## Brief
Track down each line that has the word "this" and copy it.

╔══

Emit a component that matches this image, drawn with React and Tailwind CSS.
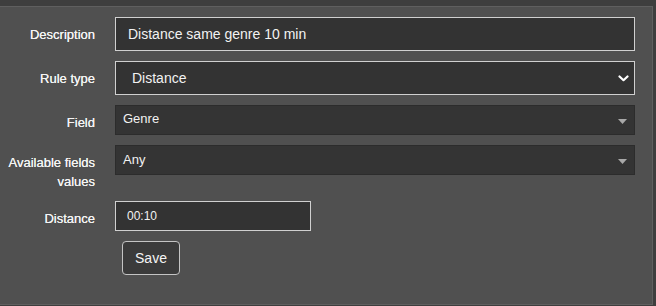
import React from "react";

function Label({ children }) {
  return (
    <div className="w-[87px] shrink-0 text-right text-[13px] leading-[19px] pt-[8px] text-[#f4f4f4] [text-shadow:0_0_0.4px_#f4f4f4]">
      {children}
    </div>
  );
}

function Row({ label, children }) {
  return (
    <div className="flex items-start">
      <Label>{label}</Label>
      <div className="ml-[20px]">{children}</div>
    </div>
  );
}

function Tri() {
  return (
    <svg width="9" height="5" viewBox="0 0 9 5" className="shrink-0">
      <path d="M0 0 L9 0 L4.5 5 Z" fill="#a8a8a8" />
    </svg>
  );
}

export default function App() {
  return (
    <div
      className="w-[656px] h-[306px] bg-[#3e3e3e] pt-[6px] pr-[3px] overflow-hidden"
      style={{ fontFamily: '"Liberation Sans", Arial, sans-serif' }}
    >
      <div className="h-[299px] bg-[#505050] border-t border-r border-b border-[#5f5f5f]">
        <div className="flex flex-col gap-[10px] pt-[10px] pl-[8px]">
          <Row label="Description">
            <div className="w-[520px] h-[34px] border border-[#d0d0d0] bg-[#333333] pl-[12px] flex items-center text-[14px] text-[#f2f2f2]">
              Distance same genre 10 min
            </div>
          </Row>
          <Row label="Rule type">
            <div className="w-[520px] h-[34px] border border-[#d0d0d0] bg-[#333333] pl-[16px] pr-[5px] flex items-center justify-between text-[14px] text-[#f2f2f2]">
              <span>Distance</span>
              <svg width="11" height="7" viewBox="0 0 11 7">
                <path d="M1.5 1.5 L5.5 5.2 L9.5 1.5" fill="none" stroke="#ffffff" strokeWidth="2.2" strokeLinecap="round" strokeLinejoin="round" />
              </svg>
            </div>
          </Row>
          <Row label="Field">
            <div className="w-[520px] h-[30px] border border-[#2c2c2c] bg-[#343434] pl-[7px] pr-[7px] flex items-start justify-between text-[13px] text-[#f2f2f2]">
              <span className="pt-[4px] leading-[17px]">Genre</span>
              <span className="pt-[13px]"><Tri /></span>
            </div>
          </Row>
          <Row label={<>Available fields<br />values</>}>
            <div className="w-[520px] h-[30px] border border-[#2c2c2c] bg-[#343434] pl-[7px] pr-[7px] flex items-start justify-between text-[13px] text-[#f2f2f2]">
              <span className="pt-[5px] leading-[17px]">Any</span>
              <span className="pt-[13px]"><Tri /></span>
            </div>
          </Row>
          <Row label="Distance">
            <div className="w-[196px] h-[30px] border border-[#d0d0d0] bg-[#333333] pl-[11px] flex items-center text-[12px] text-[#f2f2f2]">
              00:10
            </div>
          </Row>
          <div className="ml-[114px]">
            <div className="w-[58px] h-[34px] rounded-[4px] border border-[#c4c4c4] bg-[#3b3b3b] flex items-center justify-center text-[14px] text-[#f4f4f4]">
              Save
            </div>
          </div>
        </div>
      </div>
    </div>
  );
}
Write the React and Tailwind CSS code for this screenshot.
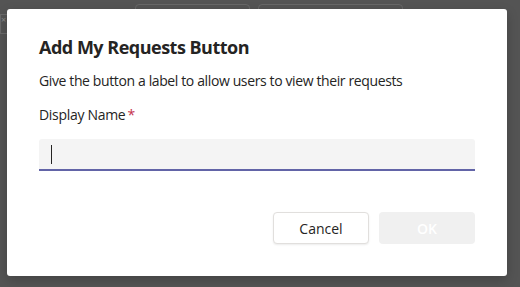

╚══

## Answer to the exercise
Emit a component that matches this image, drawn with React and Tailwind CSS.
Write the React and Tailwind CSS code for this screenshot.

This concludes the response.